**The problem**
Where a line of the material contains the string "React", copy that line.
start Data excerpt
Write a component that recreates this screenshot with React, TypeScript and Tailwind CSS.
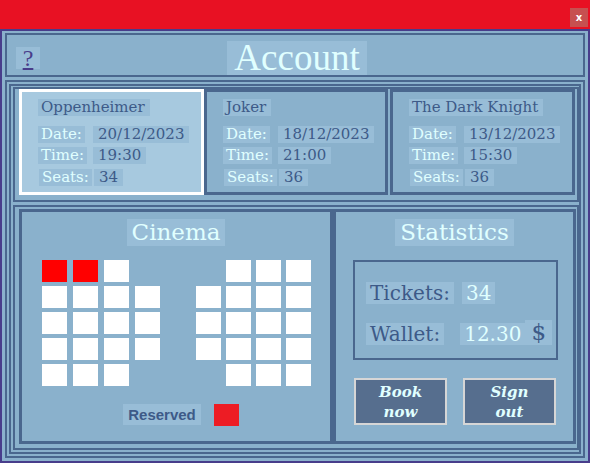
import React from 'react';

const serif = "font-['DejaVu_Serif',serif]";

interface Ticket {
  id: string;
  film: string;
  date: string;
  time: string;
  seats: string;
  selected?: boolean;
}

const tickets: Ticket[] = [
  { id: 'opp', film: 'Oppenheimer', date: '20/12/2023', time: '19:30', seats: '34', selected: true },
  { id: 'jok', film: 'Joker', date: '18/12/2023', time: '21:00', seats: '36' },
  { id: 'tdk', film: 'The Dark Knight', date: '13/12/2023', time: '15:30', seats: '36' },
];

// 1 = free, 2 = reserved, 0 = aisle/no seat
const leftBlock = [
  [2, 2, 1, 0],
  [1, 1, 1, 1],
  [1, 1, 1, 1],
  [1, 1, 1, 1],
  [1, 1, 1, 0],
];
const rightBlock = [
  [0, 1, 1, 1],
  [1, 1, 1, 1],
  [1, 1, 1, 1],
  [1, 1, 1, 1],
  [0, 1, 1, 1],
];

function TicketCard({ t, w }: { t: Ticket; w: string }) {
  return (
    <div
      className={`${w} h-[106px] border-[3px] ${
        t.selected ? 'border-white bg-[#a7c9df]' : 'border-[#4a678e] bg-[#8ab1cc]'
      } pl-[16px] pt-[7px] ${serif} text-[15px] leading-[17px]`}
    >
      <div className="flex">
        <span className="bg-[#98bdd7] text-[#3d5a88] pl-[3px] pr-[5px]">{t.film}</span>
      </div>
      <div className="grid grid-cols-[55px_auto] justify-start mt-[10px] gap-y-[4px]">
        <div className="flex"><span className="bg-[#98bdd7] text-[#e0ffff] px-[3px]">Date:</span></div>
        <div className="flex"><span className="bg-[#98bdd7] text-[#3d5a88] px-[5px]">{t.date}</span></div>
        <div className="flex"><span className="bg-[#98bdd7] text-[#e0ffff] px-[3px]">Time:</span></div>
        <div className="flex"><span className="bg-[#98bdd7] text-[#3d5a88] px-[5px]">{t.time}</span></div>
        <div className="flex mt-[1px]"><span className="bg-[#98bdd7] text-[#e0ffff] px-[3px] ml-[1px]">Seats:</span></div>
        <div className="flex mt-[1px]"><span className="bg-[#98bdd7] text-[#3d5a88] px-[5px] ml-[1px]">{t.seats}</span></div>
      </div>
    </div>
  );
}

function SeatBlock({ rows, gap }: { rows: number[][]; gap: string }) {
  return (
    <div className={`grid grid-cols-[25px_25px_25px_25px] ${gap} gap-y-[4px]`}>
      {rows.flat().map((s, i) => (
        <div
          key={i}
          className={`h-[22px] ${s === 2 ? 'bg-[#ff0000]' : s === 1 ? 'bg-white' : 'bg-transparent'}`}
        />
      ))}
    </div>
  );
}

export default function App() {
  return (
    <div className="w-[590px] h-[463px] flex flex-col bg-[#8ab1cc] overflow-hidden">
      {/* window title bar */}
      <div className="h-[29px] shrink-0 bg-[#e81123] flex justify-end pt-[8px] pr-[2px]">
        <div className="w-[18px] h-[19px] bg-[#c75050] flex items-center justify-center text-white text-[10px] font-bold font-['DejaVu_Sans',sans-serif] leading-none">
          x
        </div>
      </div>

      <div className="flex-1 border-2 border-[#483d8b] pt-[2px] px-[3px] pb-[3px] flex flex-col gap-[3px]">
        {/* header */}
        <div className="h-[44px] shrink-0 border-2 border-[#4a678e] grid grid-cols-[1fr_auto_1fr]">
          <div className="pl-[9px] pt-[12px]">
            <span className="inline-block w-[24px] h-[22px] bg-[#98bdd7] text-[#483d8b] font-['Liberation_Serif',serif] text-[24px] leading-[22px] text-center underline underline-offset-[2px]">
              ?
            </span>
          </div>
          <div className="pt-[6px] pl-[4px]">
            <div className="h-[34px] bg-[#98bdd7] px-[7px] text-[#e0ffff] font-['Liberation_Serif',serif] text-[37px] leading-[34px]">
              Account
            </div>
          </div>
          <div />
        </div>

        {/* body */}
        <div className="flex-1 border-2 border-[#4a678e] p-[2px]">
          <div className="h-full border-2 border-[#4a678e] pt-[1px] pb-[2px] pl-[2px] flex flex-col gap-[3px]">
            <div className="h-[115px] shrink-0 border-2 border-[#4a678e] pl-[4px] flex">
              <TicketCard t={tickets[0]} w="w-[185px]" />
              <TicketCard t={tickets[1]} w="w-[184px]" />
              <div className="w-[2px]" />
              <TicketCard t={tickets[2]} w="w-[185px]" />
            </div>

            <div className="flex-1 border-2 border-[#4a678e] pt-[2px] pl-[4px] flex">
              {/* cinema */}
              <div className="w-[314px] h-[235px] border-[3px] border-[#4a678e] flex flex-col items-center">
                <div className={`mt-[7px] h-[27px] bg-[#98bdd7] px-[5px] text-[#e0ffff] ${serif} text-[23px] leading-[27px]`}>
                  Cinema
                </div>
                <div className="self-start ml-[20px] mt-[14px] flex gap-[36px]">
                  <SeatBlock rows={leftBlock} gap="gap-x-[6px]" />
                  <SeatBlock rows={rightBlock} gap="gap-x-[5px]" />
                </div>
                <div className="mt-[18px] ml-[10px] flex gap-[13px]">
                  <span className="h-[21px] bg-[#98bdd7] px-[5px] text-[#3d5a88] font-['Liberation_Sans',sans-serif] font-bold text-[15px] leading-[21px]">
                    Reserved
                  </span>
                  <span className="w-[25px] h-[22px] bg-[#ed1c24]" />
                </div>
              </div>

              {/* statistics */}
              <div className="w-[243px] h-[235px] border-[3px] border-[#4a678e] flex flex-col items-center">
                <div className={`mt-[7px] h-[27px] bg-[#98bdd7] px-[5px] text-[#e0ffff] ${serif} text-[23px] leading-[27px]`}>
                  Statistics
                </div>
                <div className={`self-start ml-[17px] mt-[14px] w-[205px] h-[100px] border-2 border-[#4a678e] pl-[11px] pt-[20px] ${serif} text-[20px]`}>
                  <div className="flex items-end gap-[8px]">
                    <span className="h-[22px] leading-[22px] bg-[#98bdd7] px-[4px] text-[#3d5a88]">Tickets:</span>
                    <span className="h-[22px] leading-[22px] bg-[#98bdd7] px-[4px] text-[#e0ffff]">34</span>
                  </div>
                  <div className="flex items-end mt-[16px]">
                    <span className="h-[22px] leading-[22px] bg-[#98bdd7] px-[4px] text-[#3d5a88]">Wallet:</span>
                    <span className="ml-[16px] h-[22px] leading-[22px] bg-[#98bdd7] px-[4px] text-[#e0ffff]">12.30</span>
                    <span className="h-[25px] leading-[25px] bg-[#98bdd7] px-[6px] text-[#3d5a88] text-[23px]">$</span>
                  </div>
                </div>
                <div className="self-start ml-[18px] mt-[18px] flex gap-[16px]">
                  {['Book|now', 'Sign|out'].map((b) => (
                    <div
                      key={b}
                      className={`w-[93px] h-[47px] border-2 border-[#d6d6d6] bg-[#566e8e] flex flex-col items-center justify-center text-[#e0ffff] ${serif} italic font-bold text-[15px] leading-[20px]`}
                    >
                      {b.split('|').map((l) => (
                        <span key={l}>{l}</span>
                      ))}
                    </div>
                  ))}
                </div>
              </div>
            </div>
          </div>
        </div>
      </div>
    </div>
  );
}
end Data excerpt
**Full response**
Write a component that recreates this screenshot with React, TypeScript and Tailwind CSS.
import React from 'react';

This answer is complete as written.